As the March 12 Special Election to fill the empty seat for District 36 approaches, the odds are not with constituents of that district having a vote during the current legislative session.
When the late David Gibbs passed away in early January, that all but sealed the absence of representation during the current session.
Gov. Phil Bryant set the Special Election date for March 12, which is at the back end of the 90-day session. A victory on that date would lead to a vote in the House for seat 36, but the question remains how likely it will be that one of the six candidates for the spot will receive a majority vote on March 12.
In mid-January, Clay County voters participated in the year’s first Special Election that was set to fill the Senate seat left empty by the late Bennie Turner.
That election was a little more cut and dry because there were only two candidates. A runoff would not have been necessary.
Due to the high volume of candidates in this election, a runoff might be inevitable.
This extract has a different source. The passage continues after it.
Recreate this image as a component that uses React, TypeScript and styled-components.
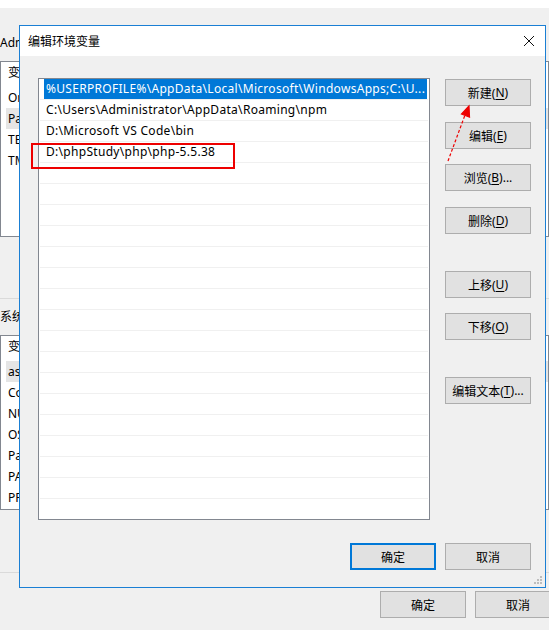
import React from 'react';
import styled, { createGlobalStyle } from 'styled-components';

const GlobalStyle = createGlobalStyle`
    html, body {
        margin: 0;
        padding: 0;
    }
    body {
        background: #f0f0f0;
        font-family: "Noto Sans", "Noto Sans CJK SC", sans-serif;
        font-size: 12px;
        color: #000;
    }
`;

const paths = [
    '%USERPROFILE%\\AppData\\Local\\Microsoft\\WindowsApps;C:\\U...',
    'C:\\Users\\Administrator\\AppData\\Roaming\\npm',
    'D:\\Microsoft VS Code\\bin',
    'D:\\phpStudy\\php\\php-5.5.38',
];

const userVars = ['OneDrive', 'Path', 'TEMP', 'TMP'];
const systemVars = ['asl.log', 'ComSpec', 'NUMBER_OF_PROCESSORS', 'OS', 'Path', 'PATHEXT', 'PROCESSOR_ARCHITECTURE'];

const sideButtons = [
    { label: '新建', key: 'N', mt: 0 },
    { label: '编辑', key: 'E', mt: 16 },
    { label: '浏览', key: 'B', mt: 15, more: true },
    { label: '删除', key: 'D', mt: 16 },
    { label: '上移', key: 'U', mt: 37 },
    { label: '下移', key: 'O', mt: 15 },
    { label: '编辑文本', key: 'T', mt: 37, more: true },
];

const EMPTY_ROWS = 17;

const App = () => {
    return (
        <>
            <GlobalStyle />
            <Desktop>
                <BackWindow>
                    <TopStrip />
                    <GroupLabel $mt={27}>Administrator 的用户变量(U)</GroupLabel>
                    <VarBox $h={176}>
                        <VarHeader>变量</VarHeader>
                        {userVars.map((v) => (
                            <VarRow key={v} $active={v === 'Path'}>{v}</VarRow>
                        ))}
                    </VarBox>
                    <Divider $mt={61} />
                    <GroupLabel $mt={10}>系统变量(S)</GroupLabel>
                    <VarBox $h={175}>
                        <VarHeader>变量</VarHeader>
                        {systemVars.map((v) => (
                            <VarRow key={v} $active={v === 'asl.log'}>{v}</VarRow>
                        ))}
                    </VarBox>
                    <Divider $mt={62} />
                    <BackFooter>
                        <Button>确定</Button>
                        <Button>取消</Button>
                    </BackFooter>
                </BackWindow>

                <Dialog>
                    <TitleBar>
                        <span>编辑环境变量</span>
                        <CloseIcon viewBox="0 0 12 12">
                            <path d="M1 1 L11 11 M11 1 L1 11" />
                        </CloseIcon>
                    </TitleBar>
                    <DialogBody>
                        <PathList>
                            {paths.map((p, i) => (
                                <PathRow key={p}>
                                    <PathCell $selected={i === 0}>{p}</PathCell>
                                </PathRow>
                            ))}
                            {Array.from({ length: EMPTY_ROWS }).map((_, i) => (
                                <PathRow key={'e' + i}>
                                    <PathCell />
                                </PathRow>
                            ))}
                        </PathList>
                        <SideButtons>
                            {sideButtons.map((b) => (
                                <Button key={b.key} $mt={b.mt}>
                                    {b.label}(<u>{b.key}</u>){b.more ? '...' : ''}
                                </Button>
                            ))}
                        </SideButtons>
                    </DialogBody>
                    <DialogFooter>
                        <Button $primary>确定</Button>
                        <Button>取消</Button>
                    </DialogFooter>
                    <Grip viewBox="0 0 8 8">
                        <rect x="6" y="0" width="2" height="2" />
                        <rect x="3" y="3" width="2" height="2" />
                        <rect x="6" y="3" width="2" height="2" />
                        <rect x="0" y="6" width="2" height="2" />
                        <rect x="3" y="6" width="2" height="2" />
                        <rect x="6" y="6" width="2" height="2" />
                    </Grip>
                </Dialog>

                <Highlight />
                <Arrow viewBox="0 0 549 630">
                    <line x1="448" y1="161" x2="465" y2="115" strokeDasharray="3 2" />
                    <polygon points="469,106 461.5,114 469.5,117" />
                </Arrow>
            </Desktop>
        </>
    );
};

export default App;

const dialogBlue = `#1a7fd4`;
const selectBlue = `#0078d7`;
const boxBorder = `#828790`;
const red = `#ee0000`;

const Desktop = styled.div`
    position: relative;
    width: 549px;
    height: 630px;
    overflow: hidden;
    background: #f0f0f0;
`;

const BackWindow = styled.div`
    display: flex;
    flex-direction: column;
    height: 100%;
`;

const TopStrip = styled.div`
    height: 8px;
    background: #fff;
`;

const GroupLabel = styled.div<{ $mt: number }>`
    margin-top: ${(p) => p.$mt}px;
    margin-bottom: 10px;
    line-height: 16px;
    height: 16px;
    white-space: nowrap;
`;

const VarBox = styled.div<{ $h: number }>`
    height: ${(p) => p.$h}px;
    box-sizing: border-box;
    border: 1px solid ${boxBorder};
    background: #fff;
    padding: 0 0 0 5px;
    display: flex;
    flex-direction: column;
`;

const VarHeader = styled.div`
    height: 22px;
    line-height: 22px;
    padding-left: 2px;
    margin-bottom: 3px;
`;

const VarRow = styled.div<{ $active?: boolean }>`
    height: 21px;
    line-height: 21px;
    padding-left: 2px;
    background: ${(p) => (p.$active ? '#e5e5e5' : 'transparent')};
    white-space: nowrap;
`;

const Divider = styled.div<{ $mt: number }>`
    margin-top: ${(p) => p.$mt}px;
    height: 1px;
    background: #dadada;
`;

const BackFooter = styled.div`
    display: flex;
    gap: 9px;
    padding: 18px 0 0 380px;
`;

const Button = styled.div<{ $primary?: boolean; $mt?: number }>`
    width: 86px;
    height: 27px;
    box-sizing: border-box;
    margin-top: ${(p) => p.$mt || 0}px;
    flex: none;
    display: flex;
    align-items: center;
    justify-content: center;
    background: #e1e1e1;
    border: ${(p) => (p.$primary ? `2px solid ${selectBlue}` : '1px solid #adadad')};
    white-space: nowrap;
    u {
        text-decoration-thickness: 1px;
        text-underline-offset: 2px;
    }
`;

const Dialog = styled.div`
    position: absolute;
    left: 19px;
    top: 25px;
    width: 527px;
    height: 563px;
    box-sizing: border-box;
    border: 1px solid ${dialogBlue};
    background: #f0f0f0;
    display: flex;
    flex-direction: column;
`;

const TitleBar = styled.div`
    height: 30px;
    background: #fff;
    display: flex;
    align-items: center;
    justify-content: space-between;
    padding: 0 10px 0 8px;
`;

const CloseIcon = styled.svg`
    width: 12px;
    height: 12px;
    fill: none;
    stroke: #111;
    stroke-width: 1;
`;

const DialogBody = styled.div`
    display: flex;
    padding: 22px 14px 0 18px;
`;

const PathList = styled.div`
    width: 392px;
    height: 442px;
    box-sizing: border-box;
    border: 1px solid ${boxBorder};
    background: #fff;
    padding: 0 1px;
    overflow: hidden;
`;

const PathRow = styled.div`
    height: 21px;
    box-sizing: border-box;
    border-bottom: 1px solid #f0f0f0;
    padding: 0 1px 0 4px;
    display: flex;
`;

const PathCell = styled.div<{ $selected?: boolean }>`
    flex: 1;
    height: 20px;
    line-height: 20px;
    padding-left: 2px;
    letter-spacing: 0.3px;
    white-space: nowrap;
    overflow: hidden;
    color: ${(p) => (p.$selected ? '#fff' : '#000')};
    background: ${(p) => (p.$selected ? selectBlue : 'transparent')};
`;

const SideButtons = styled.div`
    margin-left: 15px;
    padding-top: 1px;
    display: flex;
    flex-direction: column;
`;

const DialogFooter = styled.div`
    display: flex;
    justify-content: flex-end;
    gap: 9px;
    padding: 23px 14px 0 0;
`;

const Grip = styled.svg`
    position: absolute;
    right: 3px;
    bottom: 3px;
    width: 8px;
    height: 8px;
    fill: #bdbdbd;
`;

const Highlight = styled.div`
    position: absolute;
    left: 31px;
    top: 143px;
    width: 204px;
    height: 26px;
    box-sizing: border-box;
    border: 2px solid ${red};
`;

const Arrow = styled.svg`
    position: absolute;
    left: 0;
    top: 0;
    width: 549px;
    height: 630px;
    pointer-events: none;
    stroke: ${red};
    stroke-width: 1.2;
    fill: ${red};
`;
The late Gibbs’ son Karl was the first to announce his candidacy, followed by Clay County’s Eddie Longstreet, Jeannie Staten, Jimmy Davidson and Bobbie Coggins-Davis.
Roderick Van Daniel is the lone candidate that is out of Clay County. He is from Aberdeen.
If the likelihood of a runoff becomes reality on March 12, voters must return to the polls on April 2 to make the final decision on who will fill the seat.
This would put the final election past the 90-day legislative session, meaning whatever bills are voted on, District 36 will not get to vote yay or nay if that scenario comes true.
This current session at the capitol has been much of what it was billed to be prior to the new year. It has been hot with controversy, namely over education policy.
Pertinent to District 36, a bill has been introduced which calls for the consolidation of Clay County School District and West Point School District.
House Representatives Tyrone Ellis and Gary Chism, who both represent portions of Clay County, have been at the capitol the entire session.
Though divided on other educational policies like charter schools and school choice, the two Representatives seem to be in favor of the consolidation bill.